応仁の乱へ

 足利義政がわが世の春を謳歌していたころ,いっぽうで不思議な現象や天変地異がつづきます。
 まずは長禄3年(1459)のことです。この年は,正月に義政の愛妾のお今が殺され,いわば不吉に明けた年です。この年の6月19日と7月20日の2回,空に2つの太陽が現れたといいます。これを見た多くの人々は,驚き,おそれおののきました。翌月の8月18日,ちょうどお昼ごろ,今度は太陽が急に銅色(あかがねいろ)に変わったので,またまた人々はおそれました。
 はたして9月になると,それまでの日照りつづきが一転して長雨となり,賀茂川が氾濫して都は大変な被害にあいます。翌年の寛正元年(1460)の6月7月はまたも長雨続きで,8月には洪水となりました。ところが翌2年は,春から夏にかけて雨がまったく降りませんでした。こうした3年越しの天候異変は,人びとにも悪影響をもたらします。
 寛正の飢饉と呼ばれる大凶作によって作物はまったく実らず,多くの人が飢えて町をさまよい,行き倒れて亡くなる者も多くいました。そのうえ,洪水のあとには疫病が流行し,多数の人が死にます。その死体を賀茂川に捨てたため,死体によって川の水がせき止められ,積み重なった死体の悪臭が町々に満ちて,住民たちは大へん悩まされました。そうしたところへ,徳政を要求する農民らが京の町に乱入してきて,京都市中は,まさに地獄さながらというありさまとなりました。
 そうした状況を幕府や武家が知らなかったはずはありません。しかし将軍も有力武家も知らん顔で,税だけは厳しく取り立てました。天変地異によって凶作となった農民の多くが,土地を捨て,乞食になりました。都の周囲は荒れ果てた田畑ばかりです。将軍足利義政がやったことといえば徳政令を出したぐらいのものです。一代中じつに13回も徳政令を出しました。歴代将軍のワースト記録です。
義政には子供がいませんでした。早く引退して趣味の世界に生きたい義政は,将軍職を継がせることを条件に,弟の義視(よしみ)を養子にしました。一年後の寛正6年(1465)11月20日,義視は元服の式を挙げました。すでに27歳になっていましたが,将軍就任を前程とした元服式です。

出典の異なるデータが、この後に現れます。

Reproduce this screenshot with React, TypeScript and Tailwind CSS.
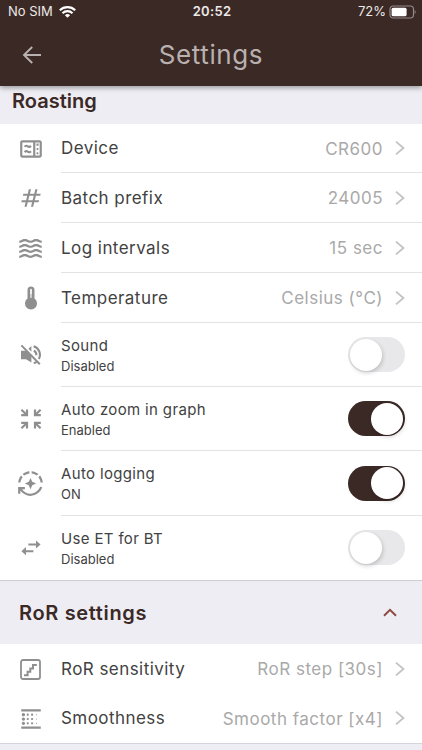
import React from "react";
import { MdAutoMode, MdBlurLinear, MdNumbers, MdOutlineMicrowave, MdWaves } from "react-icons/md";

interface LinkRowProps {
  icon: React.ReactNode;
  label: string;
  value: string;
  height: string;
  divider?: boolean;
}

interface ToggleRowProps {
  icon: React.ReactNode;
  label: string;
  status: string;
  on?: boolean;
  height: string;
  divider?: boolean;
}

// Solid bulb with a light tube
const ThermometerIcon = () => (
  <svg width="14" height="24" viewBox="0 0 14 24">
    <path
      d="M3.5 4a3.5 3.5 0 0 1 7 0v8.6a6 6 0 1 1-7 0Z"
      fill="currentColor"
    />
    <path d="M7 3.6v7.6" stroke="#fff" strokeWidth="1.7" strokeLinecap="round" />
    <path d="M7 8v7" stroke="currentColor" strokeWidth=".7" />
  </svg>
);

const SoundOffIcon = () => (
  <svg width="22" height="22" viewBox="0 0 22 22" fill="none" stroke="currentColor">
    <path d="M1 6.8h5l5.4 5.4v6.4L6 15.2H1Z" fill="currentColor" stroke="none" />
    <path d="M8.4 4.8 11.4 2v5.8Z" fill="currentColor" stroke="none" />
    <path d="M1.4 1.4 19.8 20.2" strokeWidth="2" />
    <path d="M13.6 2.3c5.4 1.6 8 7.6 5.2 12.8" strokeWidth="2.1" />
    <path d="M13.8 6.8c1.8.8 2.6 2.4 2.6 4.4" strokeWidth="2.1" />
    <path d="M16.8 17.8l-3 1.6" strokeWidth="2" />
  </svg>
);

// Four arrows pointing to the centre
const ZoomInIcon = () => (
  <svg width="22" height="22" viewBox="0 0 22 22" fill="none" stroke="currentColor" strokeWidth="2.2">
    <path d="M1.4 1.8 6.6 6.8M7 1.6v5.6H1.2" />
    <path d="M20.6 1.8 15.4 6.8M15 1.6v5.6h5.8" />
    <path d="M1.4 20.2 6.6 15.2M7 20.4v-5.6H1.2" />
    <path d="M20.6 20.2 15.4 15.2M15 20.4v-5.6h5.8" />
  </svg>
);

const SwapIcon = () => (
  <svg width="20" height="16" viewBox="0 0 20 16" fill="currentColor">
    <path d="M7.4 3.5H15V.4l4.6 4.1L15 8.6V5.5H7.4Z" />
    <path d="M12.4 10.2H5V7.1L.4 11.2 5 15.3v-3.1h7.4Z" />
  </svg>
);

const StairsIcon = () => (
  <svg width="21" height="21" viewBox="0 0 21 21" fill="none" stroke="currentColor">
    <rect x="1" y="1" width="19" height="19" rx="2" strokeWidth="1.8" />
    <path d="M4 16.2h3.6v-3.4h2.7V9.4H13V6h3.8" strokeWidth="2" />
  </svg>
);

const Chevron = () => (
  <svg className="shrink-0" width="10" height="16" viewBox="0 0 10 16" fill="none" stroke="#c4c4c7" strokeWidth="1.9">
    <path d="M1 1.6 8.4 8 1 14.4" />
  </svg>
);

const LinkRow = ({ icon, label, value, height, divider = true }: LinkRowProps) => (
  <div className={`flex ${height}`}>
    <div className="flex w-[61px] shrink-0 items-center justify-center text-[#8f8f8f]">{icon}</div>
    <div className={`flex flex-1 items-center border-b pr-[17px] ${divider ? "border-[#e3e3e5]" : "border-transparent"}`}>
      <span className="flex-1 pt-[2px] text-[17px] tracking-[0.45px] text-[#424242]">{label}</span>
      <span className="mr-[12px] pt-[3px] text-[17px] tracking-[0.5px] text-[#a9a9a9]">{value}</span>
      <Chevron />
    </div>
  </div>
);

const Toggle = ({ on }: { on?: boolean }) => (
  <div
    className={`flex h-[35px] w-[57px] items-center rounded-full px-[2px] ${
      on ? "justify-end bg-[#3b2926]" : "justify-start bg-[#e8e8ea]"
    }`}
  >
    <div className="h-[32px] w-[32px] rounded-full bg-white shadow-[1px_2px_4px_rgba(0,0,0,0.18)]" />
  </div>
);

const ToggleRow = ({ icon, label, status, on, height, divider = true }: ToggleRowProps) => (
  <div className={`flex ${height}`}>
    <div className="flex w-[61px] shrink-0 items-center justify-center text-[#8f8f8f]">{icon}</div>
    <div className={`flex flex-1 items-center border-b pr-[17px] ${divider ? "border-[#e3e3e5]" : "border-transparent"}`}>
      <div className="flex-1 pt-px">
        <div className="text-[15px] leading-[21px] tracking-[0.35px] text-[#424242]">{label}</div>
        <div className="text-[13px] leading-[20px] text-[#424242]">{status}</div>
      </div>
      <Toggle on={on} />
    </div>
  </div>
);

const StatusBar = () => (
  <div className="flex h-[24px] items-center pl-[8px] pr-[6px] text-[13px] text-[#ece9e8]">
    <div className="flex flex-1 items-center gap-[6px]">
      <span>No SIM</span>
      <svg width="17" height="12" viewBox="0 0 17 12" fill="none" stroke="#fff" strokeWidth="2.1">
        <path d="M.8 4.3a11 11 0 0 1 15.4 0M3.5 7.2a7 7 0 0 1 10 0" />
        <path d="M8.5 11.8 5.9 9.2a3.8 3.8 0 0 1 5.2 0Z" fill="#fff" stroke="none" />
      </svg>
    </div>
    <span className="font-semibold tracking-[0.3px]">20:52</span>
    <div className="flex flex-1 items-center justify-end gap-[3px]">
      <span>72%</span>
      <svg width="27" height="14" viewBox="0 0 27 14" fill="none">
        <rect x="1" y="1" width="23.5" height="12" rx="3.2" stroke="#94898a" strokeWidth="1.2" />
        <rect x="2.6" y="2.7" width="15" height="8.6" rx="1.6" fill="#fff" />
        <path d="M25.6 5v4c1.4-.7 1.4-3.3 0-4Z" fill="#94898a" />
      </svg>
    </div>
  </div>
);

const App = () => {
  return (
    <div className="h-[750px] w-[422px] overflow-hidden bg-[#eeedf3] font-['Inter',sans-serif]">
      <header className="relative h-[86px] bg-[#3b2926] shadow-[0_2px_5px_rgba(0,0,0,0.35)]">
        <StatusBar />
        <div className="flex h-[61px] items-center pl-[22px] pr-[42px]">
          <svg width="20" height="18" viewBox="0 0 20 18" fill="none" stroke="#b9b1af" strokeWidth="1.9">
            <path d="M19 9H2M10.2 1 2 9l8.2 8" />
          </svg>
          <h1 className="flex-1 text-center text-[26px] tracking-[0.6px] text-[#b9b1af]">Settings</h1>
        </div>
      </header>

      <h2 className="flex h-[38px] items-center pb-[8px] pl-[12px] text-[20px] font-semibold text-[#3b2926]">
        Roasting
      </h2>
      <section className="bg-white">
        <LinkRow icon={<MdOutlineMicrowave size={26} />} label="Device" value="CR600" height="h-[49px]" />
        <LinkRow icon={<MdNumbers size={26} />} label="Batch prefix" value="24005" height="h-[50px]" />
        <LinkRow icon={<MdWaves size={27} />} label="Log intervals" value="15 sec" height="h-[50px]" />
        <LinkRow icon={<ThermometerIcon />} label="Temperature" value="Celsius (°C)" height="h-[50px]" />
        <ToggleRow icon={<SoundOffIcon />} label="Sound" status="Disabled" height="h-[64px]" />
        <ToggleRow icon={<ZoomInIcon />} label="Auto zoom in graph" status="Enabled" on height="h-[64px]" />
        <ToggleRow icon={<MdAutoMode size={27} />} label="Auto logging" status="ON" on height="h-[65px]" />
        <ToggleRow icon={<SwapIcon />} label="Use ET for BT" status="Disabled" height="h-[64px]" divider={false} />
      </section>

      <div className="flex h-[64px] items-center border-t border-[#cfced5] pl-[19px] pr-[25px]">
        <h2 className="flex-1 text-[20px] font-semibold tracking-[0.65px] text-[#3b2926]">RoR settings</h2>
        <svg width="14" height="9" viewBox="0 0 14 9" fill="none" stroke="#8d4a40" strokeWidth="2">
          <path d="M1 7.8 7 1.8l6 6" />
        </svg>
      </div>
      <section className="border-b border-[#d5d4da] bg-white">
        <LinkRow icon={<StairsIcon />} label="RoR sensitivity" value="RoR step [30s]" height="h-[50px]" divider={false} />
        <LinkRow icon={<MdBlurLinear size={26} />} label="Smoothness" value="Smooth factor [x4]" height="h-[49px]" divider={false} />
      </section>
    </div>
  );
};

export default App;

 ところが,その三日後,富子夫人に男の子(義尚)が生まれたのでした。「万民歓呼,天下万民の基なり」とある僧侶の日記に記されました。義政が将軍職をゆずることを前提に義視を元服させたことは明らかです。しかし富子にしてみれば我慢のならないことです。正夫人が生んだ男子に継承権がなく,夫の弟でしかも妾腹の義視が継ぐというのです。富子は,山名宗全を義尚の後見人にして,細川勝元を後見人とする義視に対抗します。
こうして,山名宗全・細川勝元という宿敵どうしが,またまたしのぎを削ることになりました。いよいよ応仁の大乱へと時局は動いて行きます……。